A massive new landslide along California's iconic coastal Highway 1 has buried the road under a 40-foot layer of rock and dirt, the latest hit in a winter of crippling slides and flooding.
Some longtime residents of Big Sur figured nature hadn’t finished with them this year. Over the weekend, they were proved right.
With a loud boom and a cloud of dust, part of a mountainside slid into the Pacific Ocean on Saturday night, swallowing roughly a third of a mile of Highway 1 and rearranging some more of Big Sur’s dramatic coastline.
“No words needed but here’s a few,” began a Monday tweet from Caltrans District 5. “Millions tons of rock/dirt, about 1/3 mile of roadway covered 35-40 feet deep.”

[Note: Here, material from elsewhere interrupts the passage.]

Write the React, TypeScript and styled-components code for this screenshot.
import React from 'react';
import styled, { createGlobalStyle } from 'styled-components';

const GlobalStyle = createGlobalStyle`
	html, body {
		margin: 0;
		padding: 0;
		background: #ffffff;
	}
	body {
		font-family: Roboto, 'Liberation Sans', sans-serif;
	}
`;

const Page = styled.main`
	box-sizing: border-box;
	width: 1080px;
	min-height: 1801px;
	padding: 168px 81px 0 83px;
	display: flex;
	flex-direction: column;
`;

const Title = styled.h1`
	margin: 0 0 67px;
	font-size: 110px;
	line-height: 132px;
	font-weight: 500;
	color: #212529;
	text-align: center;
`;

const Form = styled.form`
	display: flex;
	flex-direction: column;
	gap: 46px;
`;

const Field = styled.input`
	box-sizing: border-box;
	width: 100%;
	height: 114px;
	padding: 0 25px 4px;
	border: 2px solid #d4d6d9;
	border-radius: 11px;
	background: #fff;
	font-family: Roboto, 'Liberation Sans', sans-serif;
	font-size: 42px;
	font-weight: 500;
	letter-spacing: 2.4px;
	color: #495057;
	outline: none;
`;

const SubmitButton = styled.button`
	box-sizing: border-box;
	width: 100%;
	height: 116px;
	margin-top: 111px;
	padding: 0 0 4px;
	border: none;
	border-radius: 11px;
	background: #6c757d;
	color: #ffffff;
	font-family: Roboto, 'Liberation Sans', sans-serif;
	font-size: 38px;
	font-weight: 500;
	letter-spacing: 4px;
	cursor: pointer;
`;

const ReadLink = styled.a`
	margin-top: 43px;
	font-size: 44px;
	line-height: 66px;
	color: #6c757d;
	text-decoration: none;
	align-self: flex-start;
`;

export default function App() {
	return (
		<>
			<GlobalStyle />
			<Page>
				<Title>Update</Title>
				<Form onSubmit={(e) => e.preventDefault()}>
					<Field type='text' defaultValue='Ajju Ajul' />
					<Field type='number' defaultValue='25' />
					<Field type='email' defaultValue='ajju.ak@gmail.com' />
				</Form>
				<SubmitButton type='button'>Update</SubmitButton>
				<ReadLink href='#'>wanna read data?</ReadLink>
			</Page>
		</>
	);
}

John Madonna, a construction contractor who has worked with Caltrans on slides, told the San Luis Obispo Tribune: “I think there’s been slides this big, but I don’t know that I’ve heard of any slides this big on Highway … [It’s] a very humbling and amazing situation.”
“Mother Nature hard at work,” Caltrans added.
Aerial photos and video of the massive landslide show a huge tongue of earth reaching into the sea in the Mud Creek area of southern Big Sur.
“Some people had a feeling it would happen. … Once the land dries, it goes more than when it’s wet,” said Megan Handy, whose family owns Treebones Resort, about two miles north of the slide.
Nature’s weekend show is just the latest challenge for Caltrans crews along the Central Coast, where the wettest winter in decades caused Pfeiffer Canyon Bridge in Big Sur to fail, closed parts of Highway 1 and led to the partial collapse of a section of heavily traveled Highway 17.
“ ‘Unprecedented’ would be a good word to use,” Caltrans District 5 spokesman Jim Shivers said of all the damage. “Things are better now, but we were basically working seven days a week from early January through early April. Your cellphone was sounding off day and night seven days a week.”
The weekend’s slide capped a series of smaller slides in the area that had closed a portion of Highway 1.
Crews working to clear the previous slides had to abandon their work last week after engineers noticed that the hillside looming above them continued to move, Shivers said.
“We were fearful because there was potential for additional slides. We didn’t think it would be the magnitude of this,” he added.
This winter’s storms have caused at least $1.3 billion in damage to state and local roads and highways, according to an estimate in mid-April, Shivers said. That total is likely to climb after last weekend’s collapse, he said.
One contractor was killed during work on Highway 17 in February.
Caltrans couldn’t say how long it would take to rebuild the vanished section of the scenic road.
But Handy said locals are guessing it will be at least a year, dashing hopes that the popular coastal highway would completely reopen this year.
“The highway’s not even there under it. The whole mountain just slid,” she said.
Although storm damage closed Highway 1 north and south of Treebones, the resort has remained open because guests can reach it from the east by driving a winding mountain road.
“Generally the people who live here are resilient people,” Handy said. “They have their own power. They grow their own food. So they’re like, ‘OK, we’re going to make it work.’ ’’
“But it’s definitely been challenging and disheartening,” she added.